The second part of question 4 asks you to construct the solution using the Green's function. The Green's function solves the problem with homogeneous bc and ic, and 1 replaced by the product of delta functions. The Green's function for the semi-infinite interval problem can be constructed by the method of images. The formula is given in (11.3.34). With the Green's function, you then construct the solution u using the Lagrange-type identity for the heat equation (11.3.21), which is summarized for the one dimensional case on the top of page 530 (boundary terms only). Showing the two solutions are the same is a bit difficult and I am not expecting you to be able to that on the exam. Constructing either form of the solution is fair game.

• In question 4 you ask us to use Laplace transforms to solve the diffusion equation. However, in the book and in the notes that you did in class you only did it with Utt=Uxx and Ut=Ux. Is the way if solving them the exact same way or is it a typo? Also with the +1 at the end of the equation do you just make the transform and then us it to solve?

I believe I solved a heat equation problem 13.4.4 in class before the wine cellar problem. You apply the Laplace tranform in t to the PDE to get an ODE in x with a boundary condition at x=0 and boundedness at x=infinity. You use L[1]=1/s in the PDE.

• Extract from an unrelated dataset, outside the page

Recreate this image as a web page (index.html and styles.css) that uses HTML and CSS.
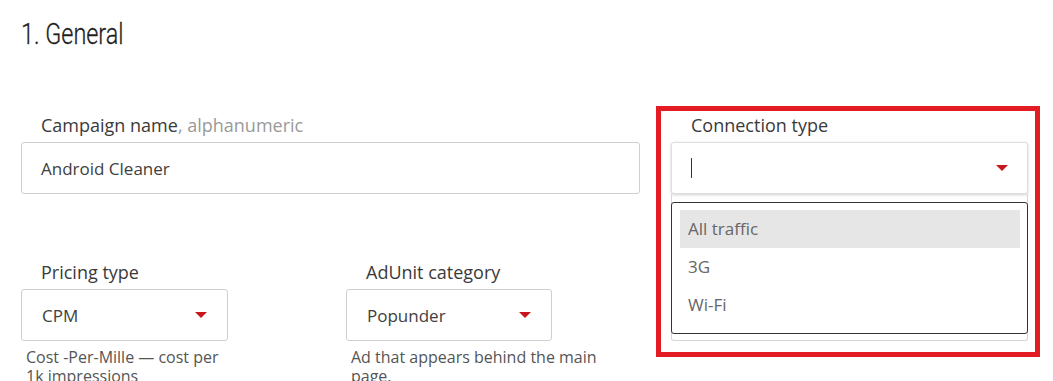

• For number 3, I got the resulting ODE's using the method of characteristics are a. x'=-tx and b. w'=-w. I solved for a. using the integrating factor (1/2)t^2 and I solved for be by assuming the solutions was Ce^rt. and got r=-1. I used x(0)= n to solve for the constants but I don't know what to do with the boundary condition. I solved for w without it and now I don't know if my solution is correct. Any suggestions?

You need to solve the characteristic equations a. and b. but the initial conditions for a. and b. depend on whether the curves are starting on the initial curve t=0 or x=0. You must parameterize these curves differently, leading to different forms for the characteristics. I worked an example in class similar to 12.2.4.

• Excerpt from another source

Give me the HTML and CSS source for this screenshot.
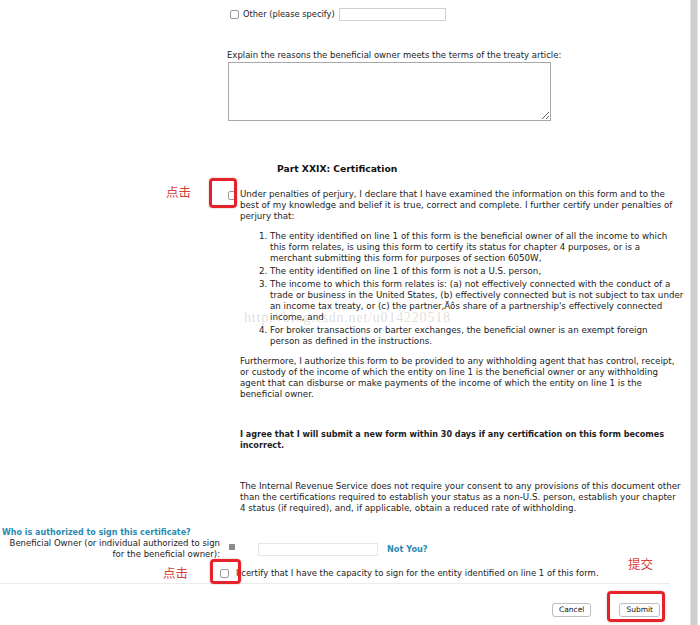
FILE: index.html
```html
<!DOCTYPE html>
<html>
<head>
<meta charset="utf-8">
<link rel="stylesheet" href="styles.css">
</head>
<body>
<div class="page">
  <div class="content">
    <div class="other-row">
      <span class="cb"></span>
      <span class="other-label">Other (please specify)</span>
      <input class="other-input" type="text">
    </div>

    <div class="explain">
      <div class="explain-label">Explain the reasons the beneficial owner meets the terms of the treaty article:</div>
      <textarea class="explain-box"></textarea>
    </div>

    <h2 class="part-title">Part XXIX: Certification</h2>

    <div class="cert">
      <span class="note note-click1">点击</span>
      <span class="redbox redbox1"></span>
      <span class="watermark">http://blog.csdn.net/u014220518</span>
      <div class="cert-row">
        <span class="cb cb-cert"></span>
        <div class="cert-text">
          <p class="para">Under penalties of perjury, I declare that I have examined the information on this form and to the<br>best of my knowledge and belief it is true, correct and complete. I further certify under penalties of<br>perjury that:</p>
          <ol class="items">
            <li>The entity identified on line 1 of this form is the beneficial owner of all the income to which<br>this form relates, is using this form to certify its status for chapter 4 purposes, or is a<br>merchant submitting this form for purposes of section 6050W,</li>
            <li>The entity identified on line 1 of this form is not a U.S. person,</li>
            <li>The income to which this form relates is: (a) not effectively connected with the conduct of a<br>trade or business in the United States, (b) effectively connected but is not subject to tax under<br>an income tax treaty, or (c) the partner‚Äôs share of a partnership's effectively connected<br>income, and</li>
            <li>For broker transactions or barter exchanges, the beneficial owner is an exempt foreign<br>person as defined in the instructions.</li>
          </ol>
          <p class="para">Furthermore, I authorize this form to be provided to any withholding agent that has control, receipt,<br>or custody of the income of which the entity on line 1 is the beneficial owner or any withholding<br>agent that can disburse or make payments of the income of which the entity on line 1 is the<br>beneficial owner.</p>
          <p class="para bold agree">I agree that I will submit a new form within 30 days if any certification on this form becomes<br>incorrect.</p>
          <p class="para irs">The Internal Revenue Service does not require your consent to any provisions of this document other<br>than the certifications required to establish your status as a non-U.S. person, establish your chapter<br>4 status (if required), and, if applicable, obtain a reduced rate of withholding.</p>
        </div>
      </div>
    </div>

    <div class="sign">
      <div class="who">Who is authorized to sign this certificate?</div>
      <div class="owner-row">
        <div class="owner-label">Beneficial Owner (or individual authorized to sign<br>for the beneficial owner):</div>
        <span class="mini-square"></span>
        <input class="owner-input" type="text">
        <span class="not-you">Not You?</span>
      </div>
      <div class="capacity-row">
        <span class="note note-click2">点击</span>
        <span class="redbox redbox2"></span>
        <span class="cb cb-cap"></span>
        <span class="capacity-text">I certify that I have the capacity to sign for the entity identified on line 1 of this form.</span>
        <span class="note note-submit">提交</span>
      </div>
    </div>

    <div class="actions">
      <button class="btn">Cancel</button>
      <div class="submit-wrap">
        <span class="redbox redbox3"></span>
        <button class="btn">Submit</button>
      </div>
    </div>
  </div>
  <div class="scrollbar"></div>
</div>
</body>
</html>
```

FILE: styles.css
```css
html, body {
  margin: 0;
  padding: 0;
  background: #ffffff;
}

body {
  font-family: "DejaVu Sans", Verdana, sans-serif;
  font-size: 8.7px;
  line-height: 11px;
  color: #1c1c1c;
  width: 700px;
  height: 625px;
  overflow: hidden;
}

.page {
  display: flex;
  height: 625px;
}

.content {
  flex: 1;
  position: relative;
}

.scrollbar {
  width: 6px;
  margin-right: 2px;
  background: #cfcfcf;
  border-left: 1px solid #e2e2e2;
  border-right: 1px solid #e6e6e6;
}

/* checkboxes */
.cb {
  display: inline-block;
  width: 7px;
  height: 7px;
  border: 1px solid #9a9a9a;
  border-radius: 2px;
  background: #fff;
  flex: none;
}

/* Other row */
.other-row {
  display: flex;
  align-items: center;
  padding: 8px 0 0 230px;
  height: 13px;
}

.other-label {
  margin-left: 4px;
  font-size: 8.3px;
}

.other-input {
  margin: 0 0 0 4px;
  padding: 0;
  width: 105px;
  height: 11px;
  border: 1px solid #d0d0d0;
  border-radius: 0;
}

/* explain */
.explain {
  padding: 29px 0 0 227px;
}

.explain-label {
  font-size: 8.5px;
  line-height: 11px;
}

.explain-box {
  display: block;
  margin: 1px 0 0 1px;
  padding: 0;
  width: 321px;
  height: 57px;
  border: 1px solid #a8a8a8;
  border-radius: 0;
  resize: both;
}

/* title */
.part-title {
  margin: 41px 0 0 277px;
  font-size: 9.2px;
  line-height: 13px;
  font-weight: bold;
  color: #111;
}

/* certification block */
.cert {
  position: relative;
  margin-top: 14px;
  padding-left: 228px;
}

.cert-row {
  display: flex;
  align-items: flex-start;
}

.cb-cert {
  margin-top: 2px;
  margin-right: 3px;
}

.cert-text {
  white-space: nowrap;
}

.para {
  margin: 0;
}

.items {
  margin: 9px 0 9px 0;
  padding: 0 0 0 30px;
}

.items li {
  margin-bottom: 2px;
}

.items li:last-child {
  margin-bottom: 0;
}

.bold {
  font-weight: bold;
  font-size: 8.1px;
}

.agree {
  margin-top: 29px;
}

.irs {
  margin-top: 30px;
}

.watermark {
  position: absolute;
  left: 244px;
  top: 123px;
  font-family: "Liberation Serif", serif;
  font-size: 14px;
  letter-spacing: 0.8px;
  color: rgba(150, 150, 150, 0.32);
  pointer-events: none;
  white-space: nowrap;
}

/* annotations */
.note {
  position: absolute;
  font-family: "Noto Sans CJK SC", sans-serif;
  font-size: 12.5px;
  line-height: 14px;
  color: #d8403a;
  white-space: nowrap;
}

.note-click1 {
  left: 166px;
  top: -4px;
}

.redbox {
  position: absolute;
  border: 3px solid #e5232b;
  border-radius: 4px;
  box-shadow: 0 0 2px rgba(120, 0, 0, 0.35);
  pointer-events: none;
}

.redbox1 {
  left: 209px;
  top: -11px;
  width: 22px;
  height: 24px;
}

/* signing */
.sign {
  margin-top: 13px;
}

.who {
  padding-left: 2px;
  font-weight: bold;
  font-size: 8px;
  line-height: 11px;
  color: #2a8bb3;
}

.owner-row {
  display: flex;
  align-items: center;
}

.owner-label {
  width: 220px;
  text-align: right;
  font-size: 8.5px;
  line-height: 11px;
}

.mini-square {
  width: 6px;
  height: 6px;
  background: #8d8d8d;
  margin-left: 9px;
  margin-top: -4px;
}

.owner-input {
  margin: 0 0 0 23px;
  padding: 0;
  width: 118px;
  height: 11px;
  border: 1px solid #e6e6e6;
  border-radius: 0;
}

.not-you {
  margin-left: 9px;
  font-weight: bold;
  font-size: 8.2px;
  color: #2a8bb3;
}

.capacity-row {
  position: relative;
  display: flex;
  align-items: center;
  height: 20px;
  margin-top: 3px;
  padding-left: 220px;
  border-bottom: 1px solid #ececec;
  margin-right: 20px;
}

.cb-cap {
  margin-right: 7px;
}

.capacity-text {
  font-size: 8.5px;
}

.note-click2 {
  left: 163px;
  top: 3px;
}

.note-submit {
  left: 628px;
  top: -6px;
}

.redbox2 {
  left: 210px;
  top: -4px;
  width: 25px;
  height: 19px;
}

/* actions */
.actions {
  display: flex;
  justify-content: flex-end;
  align-items: center;
  gap: 28px;
  padding: 19px 30px 0 0;
}

.btn {
  font-family: "DejaVu Sans", Verdana, sans-serif;
  font-size: 7.5px;
  line-height: 10px;
  height: 14px;
  padding: 0 6px;
  background: #ffffff;
  border: 1px solid #bdbdbd;
  border-radius: 3px;
  color: #111;
}

.submit-wrap {
  position: relative;
}

.redbox3 {
  left: -12px;
  top: -12px;
  width: 52px;
  height: 25px;
}
```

• On problem 6 part c), I'm a little confused. Do you want us to construct u directly via eigenfunction expansion or construct the Green's function from eigenfunction expansion and then construct u?

I guess that I wanted you to construct the Green's function first and then construct u. By constructing u directly you should see the Green's function.

• Question: Just another question... This time number 4. After you apply the Laplace transform and end up with the ODE Uxx-sU= 1/s, the only way I know to solve this is solving the homog. problem and then using variation of parameters. Unfortunately, the Wronskian is ghastly. Did I make some horrible mistake, or is this what you wanted us to do?

The independent variable in the transformed ODE is x and the Laplace transform variable s is treated as a constant with respect to x. So you can just use undetermined coefficients. In other words, treat s as a constant and it has an easy solution.

• Question: I am still having trouble with number 3. Unlike 12.2.4 these aren't linear characteristics. I don't know how to find the characteristics. Normally, we looked at the solution for x. In this case, I got x=ne^(-t^2/2). This is on the t=0 line. However, I have no idea what the characteristics look like.I got the corresponding w=xe^(t^2/2)e^-t. This is true if x> than what? Looking on the x=1 line, I got x(1)=r=ce^(-1/2), then I got x=re^1/2e^(-t^2/2) But how do I solve for w(1,t). w still equals ke^-t. If I continue to solve using the fact that w(1,t)= w(1,r)=r= ke^-r, I can't get rid of the exponentials and I get e raised to xe raised to a function of t. and r is also xe^((1-t^2)/2).

The characteristics are the curves in the x-t plane and the general solution is x=ne^(t^2/2), use separation of variables. The characteristics from t=0 have an initial condition like x(0)=xi while the characteristics starting on x=1 have the initial condition x(eta)=1. The critical characteristic that separates the two types starts at t=0 and x=1. You need to develop the similar types of initial conditions for the w equation. The w solution depends on the characteristic variable xi or eta which is a function of x and t thru the x solution. Does this help. To plot the characteristics, you can graph x=ce^(t^2/2) in the t-x plane and then flip and rotate the graph to get the x-t plane.

• I am signing off for the night. I will check again in the morning.